Work required: Locate the lines of the listing below that hold "screenshot", then copy each of them.

Extracted material:
◆ ◆ ◆ ◆ ◆

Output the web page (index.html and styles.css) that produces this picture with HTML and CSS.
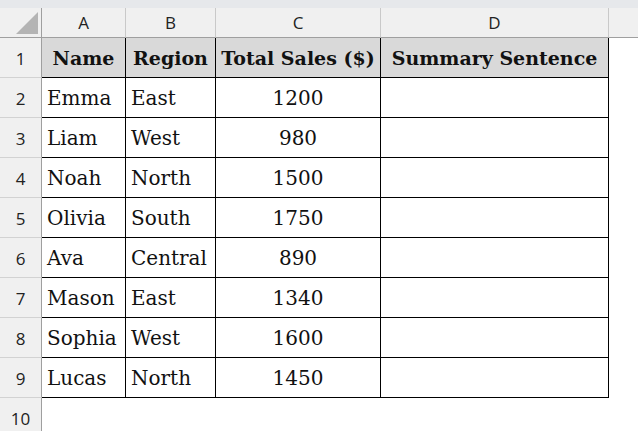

◆ ◆ ◆ ◆ ◆

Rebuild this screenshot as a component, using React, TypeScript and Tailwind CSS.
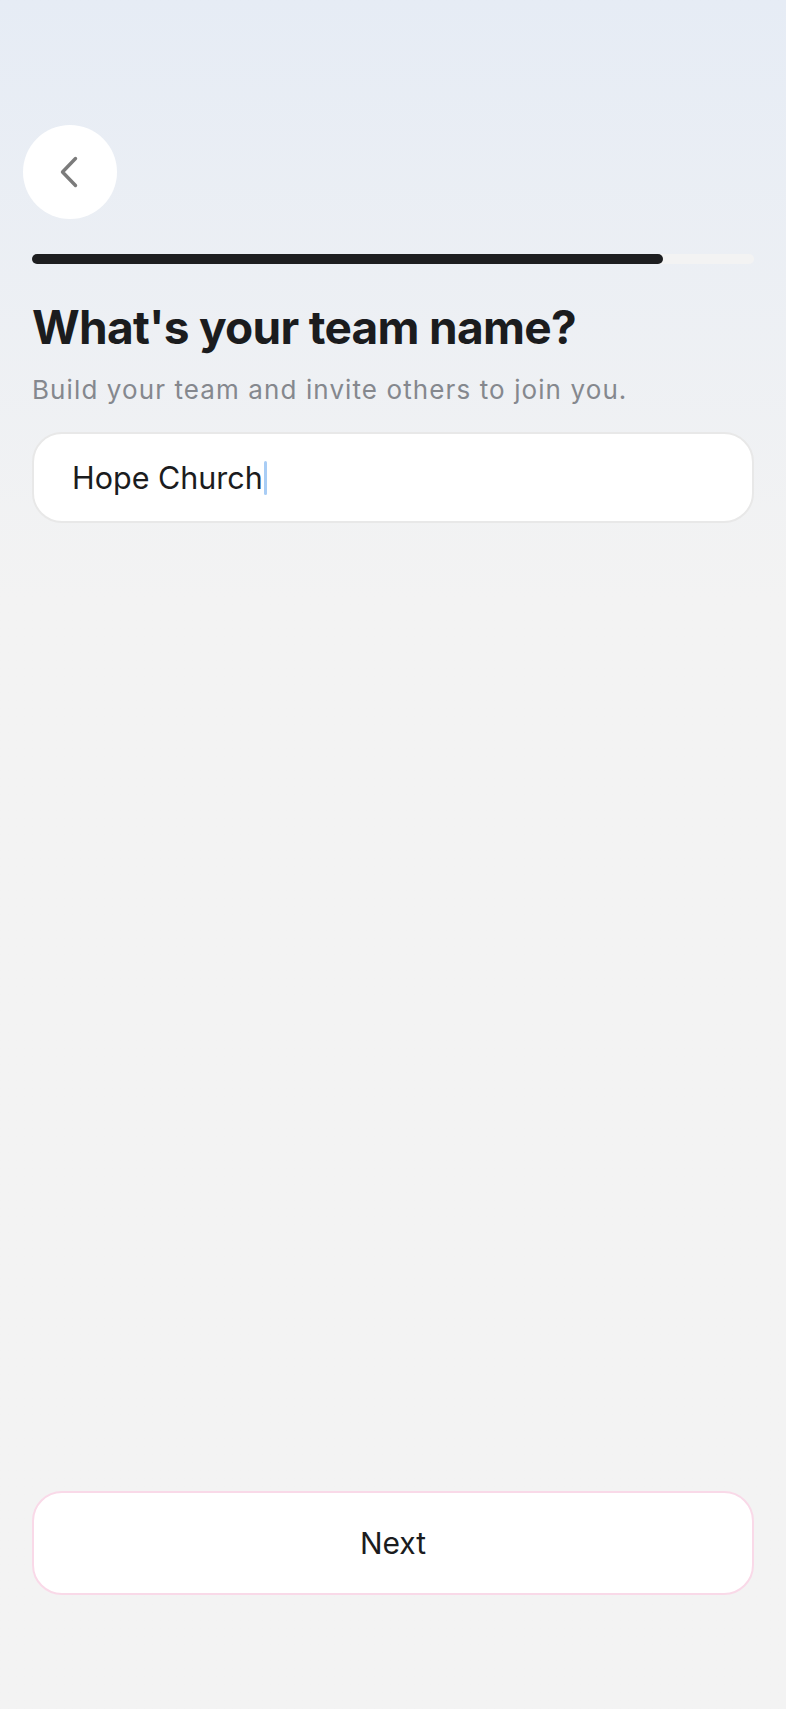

◆ ◆ ◆ ◆ ◆

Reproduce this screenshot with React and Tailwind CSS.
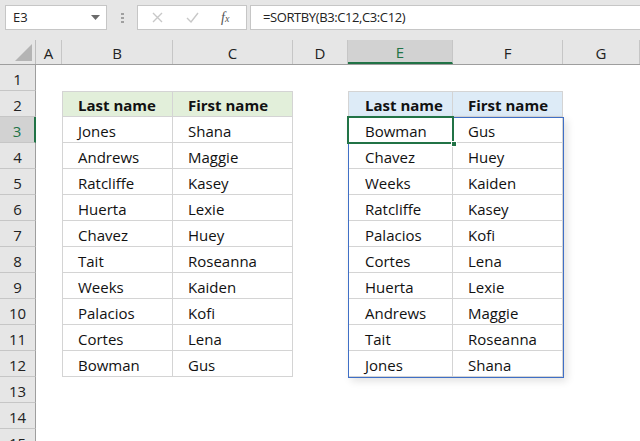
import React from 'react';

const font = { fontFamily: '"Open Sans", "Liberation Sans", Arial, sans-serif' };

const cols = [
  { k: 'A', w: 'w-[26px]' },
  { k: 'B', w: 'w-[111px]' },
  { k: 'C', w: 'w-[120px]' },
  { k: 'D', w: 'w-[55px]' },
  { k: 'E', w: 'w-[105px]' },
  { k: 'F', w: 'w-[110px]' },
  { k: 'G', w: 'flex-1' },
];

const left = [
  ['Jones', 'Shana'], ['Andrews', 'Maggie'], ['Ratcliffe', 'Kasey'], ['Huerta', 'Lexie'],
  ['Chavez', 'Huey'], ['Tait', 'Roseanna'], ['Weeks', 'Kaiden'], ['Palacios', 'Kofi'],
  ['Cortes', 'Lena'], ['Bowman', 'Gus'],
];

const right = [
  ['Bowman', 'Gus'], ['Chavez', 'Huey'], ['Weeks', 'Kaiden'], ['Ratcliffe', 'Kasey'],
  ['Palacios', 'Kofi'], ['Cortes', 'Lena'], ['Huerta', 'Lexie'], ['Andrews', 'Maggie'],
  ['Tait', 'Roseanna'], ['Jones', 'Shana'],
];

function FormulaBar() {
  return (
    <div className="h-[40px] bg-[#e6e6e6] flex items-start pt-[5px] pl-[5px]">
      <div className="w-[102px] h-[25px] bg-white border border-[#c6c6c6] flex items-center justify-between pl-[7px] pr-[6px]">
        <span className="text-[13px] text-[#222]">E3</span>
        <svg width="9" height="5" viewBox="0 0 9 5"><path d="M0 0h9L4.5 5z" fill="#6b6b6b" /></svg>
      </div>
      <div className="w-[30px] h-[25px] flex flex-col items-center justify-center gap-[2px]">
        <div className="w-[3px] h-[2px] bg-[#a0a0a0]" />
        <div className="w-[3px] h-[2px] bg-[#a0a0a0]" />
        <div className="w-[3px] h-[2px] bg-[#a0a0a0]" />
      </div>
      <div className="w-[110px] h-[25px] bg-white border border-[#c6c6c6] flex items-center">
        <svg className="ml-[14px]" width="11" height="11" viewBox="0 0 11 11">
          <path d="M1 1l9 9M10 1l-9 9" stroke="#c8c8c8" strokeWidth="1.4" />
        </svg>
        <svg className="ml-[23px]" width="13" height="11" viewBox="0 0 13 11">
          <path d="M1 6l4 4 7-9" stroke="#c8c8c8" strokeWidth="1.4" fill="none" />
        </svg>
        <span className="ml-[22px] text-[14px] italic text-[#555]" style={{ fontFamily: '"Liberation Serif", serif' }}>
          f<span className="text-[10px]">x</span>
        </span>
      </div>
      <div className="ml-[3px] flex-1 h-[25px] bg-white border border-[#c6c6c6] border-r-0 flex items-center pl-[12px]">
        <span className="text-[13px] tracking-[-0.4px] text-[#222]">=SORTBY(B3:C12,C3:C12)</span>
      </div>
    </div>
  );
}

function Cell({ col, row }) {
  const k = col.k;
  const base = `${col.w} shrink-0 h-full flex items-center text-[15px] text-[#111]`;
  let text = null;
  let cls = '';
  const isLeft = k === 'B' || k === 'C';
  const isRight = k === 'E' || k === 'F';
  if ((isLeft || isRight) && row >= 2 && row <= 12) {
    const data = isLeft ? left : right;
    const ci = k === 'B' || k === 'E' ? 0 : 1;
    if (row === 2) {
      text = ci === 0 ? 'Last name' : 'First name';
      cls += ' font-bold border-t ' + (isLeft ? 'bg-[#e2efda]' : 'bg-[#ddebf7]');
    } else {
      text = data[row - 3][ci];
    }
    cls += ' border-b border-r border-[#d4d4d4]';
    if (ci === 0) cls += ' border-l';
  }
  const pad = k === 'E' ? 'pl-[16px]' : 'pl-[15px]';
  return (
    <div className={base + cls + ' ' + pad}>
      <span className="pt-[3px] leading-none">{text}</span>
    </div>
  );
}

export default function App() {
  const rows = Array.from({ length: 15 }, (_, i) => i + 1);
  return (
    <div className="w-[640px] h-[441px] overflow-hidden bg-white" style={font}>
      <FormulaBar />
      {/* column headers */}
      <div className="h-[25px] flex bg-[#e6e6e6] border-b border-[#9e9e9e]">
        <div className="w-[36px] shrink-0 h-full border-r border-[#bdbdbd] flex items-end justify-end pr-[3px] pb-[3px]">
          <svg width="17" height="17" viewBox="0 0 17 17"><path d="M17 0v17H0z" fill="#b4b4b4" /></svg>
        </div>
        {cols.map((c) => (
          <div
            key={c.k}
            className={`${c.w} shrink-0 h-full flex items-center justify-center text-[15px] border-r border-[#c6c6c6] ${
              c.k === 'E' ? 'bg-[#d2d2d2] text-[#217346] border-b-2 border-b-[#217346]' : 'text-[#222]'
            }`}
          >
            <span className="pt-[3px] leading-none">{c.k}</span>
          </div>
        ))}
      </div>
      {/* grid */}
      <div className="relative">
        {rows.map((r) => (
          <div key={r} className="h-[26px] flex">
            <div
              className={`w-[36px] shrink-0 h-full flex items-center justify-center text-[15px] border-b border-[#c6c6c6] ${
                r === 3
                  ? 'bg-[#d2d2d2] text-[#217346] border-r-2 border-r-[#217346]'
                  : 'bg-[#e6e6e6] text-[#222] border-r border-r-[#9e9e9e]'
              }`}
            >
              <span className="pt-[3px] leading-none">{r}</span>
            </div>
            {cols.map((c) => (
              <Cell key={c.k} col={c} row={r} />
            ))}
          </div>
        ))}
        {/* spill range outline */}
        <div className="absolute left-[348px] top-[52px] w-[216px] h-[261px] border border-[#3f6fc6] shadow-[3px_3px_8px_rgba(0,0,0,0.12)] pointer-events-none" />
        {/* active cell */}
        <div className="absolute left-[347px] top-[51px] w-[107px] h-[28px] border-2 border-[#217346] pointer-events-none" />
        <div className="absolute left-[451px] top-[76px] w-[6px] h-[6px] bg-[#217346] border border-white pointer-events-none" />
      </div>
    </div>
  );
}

◆ ◆ ◆ ◆ ◆

Written response:
Rebuild this screenshot as a component, using React, TypeScript and Tailwind CSS.
Reproduce this screenshot with React and Tailwind CSS.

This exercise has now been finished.